Voting technology demonstration held

Monday, December 19, 2011

(Photo)
On Thursday, Cherokee County Auditor Kris Glienke, left, hosted a technology demonstration at the Cherokee Courthouse for local Iowa Legislators and Cherokee County precinct workers by Cerro Gordo County Auditor Ken Kline, center . Among those in attendance was Iowa House Representative Dan Huseman (R-Aurelia), right, who got a hands-on demonstration of the Precinct Atlas election management system that was developed in Cerro Gordo County. Photo by Mike Leckband
Cherokee County among first to embrace voter program

For the past two years, Cherokee County has been using voting software that was developed by Cerro Gordo County.

The program, called "Precinct Atlas," is a precinct election management system and uses off-the-shelf hardware, and guides poll workers and precinct official through the correct process to check-in and validate each voter.

This user-friendly system is also designed for each voter's specific situation.

On Thursday, Iowa House Representative Dan Huseman, R-Aurelia, got a first hand demonstration of the Precinct Atlas program by Cerro Gordo County Auditor Ken Kline at the Cherokee County Courthouse.

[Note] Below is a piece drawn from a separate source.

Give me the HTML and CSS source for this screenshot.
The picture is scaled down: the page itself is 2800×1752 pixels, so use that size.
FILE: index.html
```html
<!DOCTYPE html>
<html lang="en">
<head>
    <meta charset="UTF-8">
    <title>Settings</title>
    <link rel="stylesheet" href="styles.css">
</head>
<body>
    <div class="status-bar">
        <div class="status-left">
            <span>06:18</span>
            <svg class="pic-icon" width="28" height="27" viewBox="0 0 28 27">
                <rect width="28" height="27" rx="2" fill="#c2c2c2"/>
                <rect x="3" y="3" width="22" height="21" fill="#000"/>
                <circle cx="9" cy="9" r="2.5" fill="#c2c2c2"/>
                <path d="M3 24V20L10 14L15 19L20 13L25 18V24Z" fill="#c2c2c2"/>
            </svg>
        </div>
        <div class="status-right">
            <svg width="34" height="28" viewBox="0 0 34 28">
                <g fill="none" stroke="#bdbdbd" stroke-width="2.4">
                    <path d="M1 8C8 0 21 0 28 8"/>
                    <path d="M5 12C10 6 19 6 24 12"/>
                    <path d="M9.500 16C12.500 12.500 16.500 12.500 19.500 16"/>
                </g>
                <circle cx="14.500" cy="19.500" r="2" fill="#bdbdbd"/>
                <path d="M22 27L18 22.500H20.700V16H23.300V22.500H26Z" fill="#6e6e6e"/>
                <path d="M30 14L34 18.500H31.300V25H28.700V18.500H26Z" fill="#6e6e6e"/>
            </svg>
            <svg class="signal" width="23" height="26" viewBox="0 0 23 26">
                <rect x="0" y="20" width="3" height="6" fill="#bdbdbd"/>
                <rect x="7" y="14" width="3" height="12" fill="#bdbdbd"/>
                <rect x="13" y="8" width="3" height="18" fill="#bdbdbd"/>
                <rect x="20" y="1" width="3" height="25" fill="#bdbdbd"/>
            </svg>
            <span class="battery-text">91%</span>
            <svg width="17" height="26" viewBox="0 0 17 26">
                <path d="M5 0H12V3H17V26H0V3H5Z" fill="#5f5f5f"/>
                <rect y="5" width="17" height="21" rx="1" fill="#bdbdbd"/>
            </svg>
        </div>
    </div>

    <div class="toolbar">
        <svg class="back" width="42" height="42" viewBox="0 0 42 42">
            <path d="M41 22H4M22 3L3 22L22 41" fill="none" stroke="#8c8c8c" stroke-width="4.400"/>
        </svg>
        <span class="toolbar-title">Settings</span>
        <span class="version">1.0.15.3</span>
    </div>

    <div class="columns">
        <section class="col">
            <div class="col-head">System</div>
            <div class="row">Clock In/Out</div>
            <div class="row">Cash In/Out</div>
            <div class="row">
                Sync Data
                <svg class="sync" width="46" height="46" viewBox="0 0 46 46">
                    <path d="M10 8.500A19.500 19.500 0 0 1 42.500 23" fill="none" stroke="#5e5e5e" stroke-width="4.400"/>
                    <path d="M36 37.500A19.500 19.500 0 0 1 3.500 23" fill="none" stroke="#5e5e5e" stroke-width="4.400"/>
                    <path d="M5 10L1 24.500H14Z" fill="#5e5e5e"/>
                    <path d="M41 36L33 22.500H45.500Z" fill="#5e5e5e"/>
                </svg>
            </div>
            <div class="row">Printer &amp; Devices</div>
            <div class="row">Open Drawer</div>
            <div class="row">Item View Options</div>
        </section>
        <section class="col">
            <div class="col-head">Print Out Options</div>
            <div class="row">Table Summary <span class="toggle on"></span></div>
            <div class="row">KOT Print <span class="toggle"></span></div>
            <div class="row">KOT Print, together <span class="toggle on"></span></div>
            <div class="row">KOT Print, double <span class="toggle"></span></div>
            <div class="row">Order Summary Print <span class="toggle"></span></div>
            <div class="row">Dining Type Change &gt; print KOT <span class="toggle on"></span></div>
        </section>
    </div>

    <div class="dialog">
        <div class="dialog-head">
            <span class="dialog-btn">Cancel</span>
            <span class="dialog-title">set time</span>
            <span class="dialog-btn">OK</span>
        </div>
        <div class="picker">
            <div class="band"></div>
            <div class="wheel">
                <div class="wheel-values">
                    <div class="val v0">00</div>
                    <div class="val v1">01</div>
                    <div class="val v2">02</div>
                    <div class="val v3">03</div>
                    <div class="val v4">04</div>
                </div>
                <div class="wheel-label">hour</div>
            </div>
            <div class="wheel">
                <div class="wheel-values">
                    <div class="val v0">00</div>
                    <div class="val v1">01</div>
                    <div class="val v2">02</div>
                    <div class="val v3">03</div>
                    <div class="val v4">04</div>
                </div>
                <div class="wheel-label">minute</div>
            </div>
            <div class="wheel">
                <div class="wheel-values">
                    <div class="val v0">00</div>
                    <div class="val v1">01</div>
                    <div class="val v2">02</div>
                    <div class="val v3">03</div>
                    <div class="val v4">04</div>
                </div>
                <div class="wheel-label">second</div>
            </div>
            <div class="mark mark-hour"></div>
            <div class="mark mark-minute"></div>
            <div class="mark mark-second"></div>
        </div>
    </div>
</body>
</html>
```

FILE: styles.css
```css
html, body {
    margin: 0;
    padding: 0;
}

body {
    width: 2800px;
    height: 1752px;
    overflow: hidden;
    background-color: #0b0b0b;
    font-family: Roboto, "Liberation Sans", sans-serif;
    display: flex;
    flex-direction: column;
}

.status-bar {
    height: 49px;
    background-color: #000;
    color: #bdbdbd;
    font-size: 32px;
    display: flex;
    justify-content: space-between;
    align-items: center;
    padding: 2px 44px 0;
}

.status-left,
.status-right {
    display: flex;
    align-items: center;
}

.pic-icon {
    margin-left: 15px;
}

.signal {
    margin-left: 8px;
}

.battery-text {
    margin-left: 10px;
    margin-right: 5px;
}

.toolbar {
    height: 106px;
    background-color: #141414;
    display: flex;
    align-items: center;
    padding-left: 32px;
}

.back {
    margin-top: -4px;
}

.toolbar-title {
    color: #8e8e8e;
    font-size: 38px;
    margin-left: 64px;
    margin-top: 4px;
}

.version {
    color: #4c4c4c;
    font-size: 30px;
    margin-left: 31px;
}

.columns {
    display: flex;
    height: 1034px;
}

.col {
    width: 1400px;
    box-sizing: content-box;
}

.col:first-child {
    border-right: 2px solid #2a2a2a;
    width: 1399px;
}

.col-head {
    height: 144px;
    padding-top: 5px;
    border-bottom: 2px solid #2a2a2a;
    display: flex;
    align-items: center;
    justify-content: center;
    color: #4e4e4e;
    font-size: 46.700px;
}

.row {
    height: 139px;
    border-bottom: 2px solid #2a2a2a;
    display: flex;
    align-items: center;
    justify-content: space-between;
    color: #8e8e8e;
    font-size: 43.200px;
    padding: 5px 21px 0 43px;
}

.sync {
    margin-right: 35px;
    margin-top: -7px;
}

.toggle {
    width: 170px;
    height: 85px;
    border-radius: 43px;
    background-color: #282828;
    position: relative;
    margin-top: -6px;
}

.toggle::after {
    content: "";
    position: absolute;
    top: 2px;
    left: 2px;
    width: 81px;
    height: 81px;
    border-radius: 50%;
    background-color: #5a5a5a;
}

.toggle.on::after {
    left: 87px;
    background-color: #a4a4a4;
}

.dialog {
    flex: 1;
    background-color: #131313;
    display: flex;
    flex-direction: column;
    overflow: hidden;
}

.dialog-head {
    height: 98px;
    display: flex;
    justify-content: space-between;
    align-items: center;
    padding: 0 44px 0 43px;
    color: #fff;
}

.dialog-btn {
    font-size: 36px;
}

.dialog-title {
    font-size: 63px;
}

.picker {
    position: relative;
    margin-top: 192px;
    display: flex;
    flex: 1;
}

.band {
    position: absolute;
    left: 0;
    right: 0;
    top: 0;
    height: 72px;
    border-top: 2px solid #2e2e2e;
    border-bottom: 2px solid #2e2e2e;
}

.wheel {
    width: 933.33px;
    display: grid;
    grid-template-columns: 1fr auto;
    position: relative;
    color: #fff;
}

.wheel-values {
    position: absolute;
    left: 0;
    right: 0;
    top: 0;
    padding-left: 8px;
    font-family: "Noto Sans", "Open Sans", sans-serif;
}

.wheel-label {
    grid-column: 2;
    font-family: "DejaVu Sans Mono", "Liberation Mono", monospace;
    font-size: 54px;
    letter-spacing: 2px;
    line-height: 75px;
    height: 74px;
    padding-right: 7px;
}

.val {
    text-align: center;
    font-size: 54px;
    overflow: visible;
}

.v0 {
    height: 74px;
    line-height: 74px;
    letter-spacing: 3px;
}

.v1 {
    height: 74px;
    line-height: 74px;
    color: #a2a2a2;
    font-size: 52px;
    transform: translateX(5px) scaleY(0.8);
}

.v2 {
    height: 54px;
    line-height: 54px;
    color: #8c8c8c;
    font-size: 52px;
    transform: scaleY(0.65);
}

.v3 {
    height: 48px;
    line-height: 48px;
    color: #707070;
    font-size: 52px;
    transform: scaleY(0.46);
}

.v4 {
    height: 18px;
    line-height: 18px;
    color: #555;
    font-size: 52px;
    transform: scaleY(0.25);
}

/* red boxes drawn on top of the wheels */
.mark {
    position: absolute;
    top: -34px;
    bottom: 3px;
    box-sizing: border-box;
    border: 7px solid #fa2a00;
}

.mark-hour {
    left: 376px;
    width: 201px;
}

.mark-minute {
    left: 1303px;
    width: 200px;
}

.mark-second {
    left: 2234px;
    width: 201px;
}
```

Also in attendance for the demonstration were several Cherokee County Poll Workers and Precinct Officials along with Cherokee County Auditor and Commissioner of Election Kris Glienke and Election Assistant Jill Titcomb who hosted the demonstration.

Kline stated that the need for the program came about in 2008 when several voting laws were implemented. "Things were getting too complicated and the sure volume of laws makes it difficult for the average poll workers," said Kline.

The program provides an intuitive, user-friendly system for precinct officials and applies correctly and consistently to Iowa laws. The program is so user friendly that a new poll worker can get started with little training and makes the voting process faster and more secure for the voter.

The program protects each voter's right to by confirming the voter's name, address, and date of birth and updates voter registration information such as change of address.

Kline is proud of how the program secures the integrity of the election process by confirming each voter is voting in the correct precinct. The program also requires identification for voters who move to a new precinct or who have an "ID-Required" registration status. Another security feature is that the program correctly and efficiently processes voters casting provisional ballots and voters who had requested absentee ballots.

Precinct Atlas can easily processes voters who register to vote on Election Day. It records the voter's registration information and completes the required voter registration and oath forms. It also requires the voter to prove their identity and residency in the precinct by showing photo identification or having someone stand at witness of knowledge of that voter.

The program instantly checks to voter's name against a statewide list of convicted felons to verity a voter's eligibility.

Currently the Precinct Atlas system is used by 51 of Iowa's 99 counties. The program show such innovation that it has received several awards including The Election Center 2010 Stars & Stripes Award, Iowa State Association of Counties 2010 Excellence in Action Award and the National Association of Counties 2011 Achievement Award "Best of Category."

At the end of the demonstration Kline unveiled two new features to the program. The first is a card reader that scans any Iowa Drivers Licenses and quickly identifies the voter and processes them faster.

The other new feature is the ability for voters to access a web-based display of real time turnout and voter activity through out Election Day.

Representative Huseman was impressed by the demonstration. "This is great. I for anything that makes it easier for voters," said Huseman.

Kline also stated that he would like to see Iowa as being the front-runner in secure elections.